If you want weekly cross-asset context that connects traditional markets and Web3, Crypto Daily covers equities, rates, and on-chain flows side by side. Visit Crypto Daily for more market briefings.

Frequently Asked Questions

Why would financials lead when Treasury yields are easing?

Mildly lower yields can still help financials if they reduce macro stress and stabilize the curve. Banks benefit when funding is predictable, credit stays healthy, and loan demand holds up—even if asset yields drift lower over time.

How does a pullback in oil prices affect sector rotation?

Cheaper oil can support transports, industrials, and consumer discretionary by lowering input and fuel costs. Energy equities may pause unless margins (e.g., crack spreads) or supply factors offset the crude decline.

What in the jobs report matters most for banks?

Employment breadth, wage trends, and unemployment rate. A steady labor market with moderated wage growth typically supports credit quality and keeps deposit outflows in check. A sharp deterioration raises provisioning risk.

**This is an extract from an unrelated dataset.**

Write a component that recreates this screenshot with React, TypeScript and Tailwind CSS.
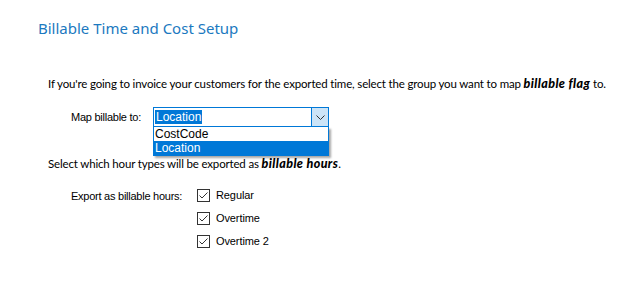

Does easing long-end yield automatically boost tech over value?

Not necessarily. If yields ease while growth remains intact and inflation risks cool, cyclicals and value can perform alongside quality growth. Earnings revisions and breadth often trump the yield move alone.

What indicators signal this rotation might reverse?

A spike in credit spreads, renewed rates volatility, a sharp oil slump that flags demand weakness, or a disappointing payrolls print that elevates unemployment—all could unwind financials’ lead.

How can investors manage risk around payrolls day?

Consider smaller position sizes, predefined stops, and hedges (e.g., options collars). Avoid adding exposure immediately before the release unless the risk is intentional and sized accordingly. This is not financial advice.

What should crypto traders watch during this equity rotation?

Look at BTC’s short-term correlation to equities, funding rates, and stablecoin flows. If risk appetite broadens in equities and rates volatility cools, it can support liquidity conditions that spill over into digital assets.

Disclaimer: This article is provided for informational purposes only. It is not offered or intended to be used as legal, tax, investment, financial, or other advice.